Talvez no meio desse espaço que cresce e afasta os seres que o habitam, se forme um oásis.
Sim, seria bom que mesmo na secura dos dias possa subsistir a esperança de um encontro num oásis de frescura e encanto.
Aí, numa tenda à luz resguardada do sol ou num espaço mágico de uma noite debaixo das estrelas será possível limpar, por momentos, a angústia do deserto interior com as águas que milagrosamente regam as plantas frescas do jardim do deserto.
Pequenos pontos de felicidade: a água essencial é pura, a vida suspensa dos dias, sabendo que depois será forçoso um retorno indesejado ao deserto.

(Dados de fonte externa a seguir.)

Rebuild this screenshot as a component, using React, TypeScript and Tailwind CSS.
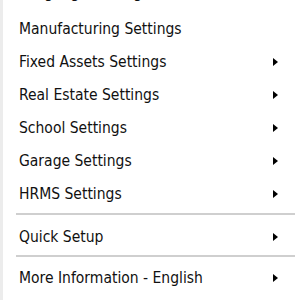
import React from 'react';

type Item = { label: string; submenu?: boolean; tall?: boolean } | { separator: true; size: 'lg' | 'sm' };

const items: Item[] = [
  { label: 'Language Settings', tall: true },
  { label: 'Manufacturing Settings' },
  { label: 'Fixed Assets Settings', submenu: true },
  { label: 'Real Estate Settings', submenu: true },
  { label: 'School Settings', submenu: true },
  { label: 'Garage Settings', submenu: true },
  { label: 'HRMS Settings', submenu: true },
  { separator: true, size: 'lg' },
  { label: 'Quick Setup', submenu: true },
  { separator: true, size: 'sm' },
  { label: 'More Information - English', submenu: true },
];

export default function App() {
  return (
    <div
      className="w-[299px] h-[300px] overflow-hidden bg-white border-l-[3px] border-[#ececec]"
      style={{ fontFamily: '"DejaVu Sans Condensed", Tahoma, "DejaVu Sans", sans-serif' }}
    >
      <div className="-mt-[27px] flex flex-col">
        {items.map((item, i) =>
          'separator' in item ? (
            <div
              key={i}
              className={`${item.size === 'lg' ? 'h-[10px]' : 'h-[8px]'} flex items-center pl-[13px] pr-[4px]`}
            >
              <div className="w-full h-[2px] bg-[#cfcfcf]" />
            </div>
          ) : (
            <div
              key={i}
              className={`${item.tall ? 'h-[38px]' : 'h-[33px]'} flex items-center pl-[16px] pr-[21px] text-[15.5px] text-[#111]`}
            >
              <span className="flex-1 whitespace-nowrap pt-[4px]">{item.label}</span>
              {item.submenu && (
                <span className="w-0 h-0 mt-[2px] border-y-[4px] border-y-transparent border-l-[5px] border-l-black" />
              )}
            </div>
          )
        )}
      </div>
    </div>
  );
}
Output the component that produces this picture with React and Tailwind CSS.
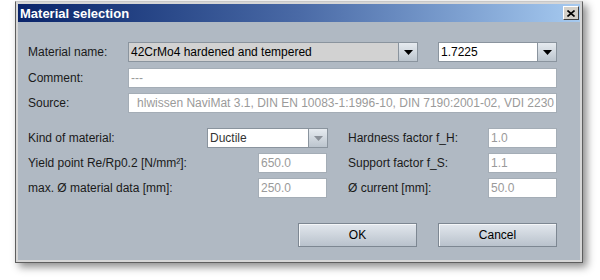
import React from 'react';

// Swing-style "Material selection" dialog
const font = { fontFamily: '"Liberation Sans", Arial, sans-serif' };

function Arrow({ muted }) {
  return (
    <div className="w-[19px] h-full flex items-center justify-center border-l border-[#8a949e] bg-gradient-to-b from-[#e6ebf0] to-[#bcc5ce]">
      <svg width="9" height="5" viewBox="0 0 9 5">
        <path d="M0 0 L9 0 L4.5 5 Z" fill={muted ? '#8a9098' : '#000'} />
      </svg>
    </div>
  );
}

function Combo({ value, className, bg = 'bg-white', text = 'text-black', muted }) {
  return (
    <div className={`h-[20px] flex border border-[#8a949e] ${className}`}>
      <div className={`flex-1 flex items-center pl-[2px] text-[12px] ${bg} ${text}`}>{value}</div>
      <Arrow muted={muted} />
    </div>
  );
}

function Field({ value, className }) {
  return (
    <div className={`h-[20px] flex items-center pl-[2px] bg-white border border-[#a4adb6] text-[12px] text-[#9a9a9a] whitespace-nowrap overflow-hidden ${className}`}>
      {value}
    </div>
  );
}

function Button({ children }) {
  return (
    <div className="w-[119px] h-[24px] flex items-center justify-center border border-[#7d8792] bg-gradient-to-b from-[#e2e7ed] to-[#b9c2cc] shadow-[inset_1px_1px_0_#f4f6f8] text-[12px] text-black">
      {children}
    </div>
  );
}

export default function App() {
  return (
    <div className="w-[600px] h-[280px] bg-white pt-[1px] pl-[15px]" style={font}>
      <div className="w-[568px] h-[262px] flex flex-col border border-[#5e5e5e] border-t-[#c8c8c8] bg-[#d6d6d6] p-[2px] shadow-[4px_4px_8px_rgba(0,0,0,0.45)]">
        {/* Title bar */}
        <div className="h-[18px] flex items-center justify-between pl-[2px] pr-[1px] bg-gradient-to-r from-[#0a246a] via-[#4a6aa6] to-[#a6caf0]">
          <span className="text-white font-bold text-[13px] leading-none">Material selection</span>
          <div className="w-[16px] h-[14px] flex items-center justify-center bg-[#d4d0c8] border border-t-white border-l-white border-r-[#404040] border-b-[#404040]">
            <svg width="8" height="7" viewBox="0 0 8 7">
              <path d="M0.5 0.5 L7.5 6.5 M7.5 0.5 L0.5 6.5" stroke="#000" strokeWidth="1.6" />
            </svg>
          </div>
        </div>

        {/* Body */}
        <div className="flex-1 bg-[#b0b9c3] pl-[10px] pr-[23px] pt-[20px] text-[12px] text-[#1a1a1a]">
          <div className="flex items-center">
            <span className="w-[100px]">Material name:</span>
            <Combo value="42CrMo4 hardened and tempered" className="w-[290px]" bg="bg-[#d2d2d2]" />
            <Combo value="1.7225" className="w-[119px] ml-[20px]" />
          </div>

          <div className="flex items-center mt-[6px]">
            <span className="w-[100px]">Comment:</span>
            <Field value="---" className="w-[429px]" />
          </div>
          <div className="flex items-center mt-[5px]">
            <span className="w-[100px]">Source:</span>
            <Field
              value="hlwissen NaviMat 3.1, DIN EN 10083-1:1996-10, DIN 7190:2001-02, VDI 2230"
              className="w-[429px] justify-end pr-[2px]"
            />
          </div>

          <div className="flex items-center mt-[15px]">
            <div className="w-[300px] flex items-center justify-between">
              <span>Kind of material:</span>
              <Combo value="Ductile" className="w-[121px]" text="text-[#333]" muted />
            </div>
            <span className="w-[140px] ml-[20px]">Hardness factor f_H:</span>
            <Field value="1.0" className="w-[69px]" />
          </div>
          <div className="flex items-center mt-[5px]">
            <div className="w-[299px] flex items-center justify-between">
              <span>Yield point Re/Rp0.2 [N/mm²]:</span>
              <Field value="650.0" className="w-[69px]" />
            </div>
            <span className="w-[140px] ml-[21px]">Support factor f_S:</span>
            <Field value="1.1" className="w-[69px]" />
          </div>
          <div className="flex items-center mt-[5px]">
            <div className="w-[299px] flex items-center justify-between">
              <span>max. Ø material data [mm]:</span>
              <Field value="250.0" className="w-[69px]" />
            </div>
            <span className="w-[140px] ml-[21px]">Ø current [mm]:</span>
            <Field value="50.0" className="w-[69px]" />
          </div>

          <div className="flex justify-end gap-[21px] mt-[25px]">
            <Button>OK</Button>
            <Button>Cancel</Button>
          </div>
        </div>
      </div>
    </div>
  );
}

Mas para que o oásis seja vivido em harmonia, para que a paz da noite fria de um dia quente seja nossa, em liberdade e sossego é preciso que a tenda seja resistente, material sólido, de boa qualidade, erguida por mãos experientes em sobrevivência, almas resilientes armadas de fé e amor firme.
É preciso cautelas, remendos e manutenção permanente da guarida, atenção aos rasgões da tenda, aos tiques e às fúrias dos camelos… 
Porque - como dizem os povos tuaregues do deserto - se a tenda tem um rasgão, o camelo mete a cabeça.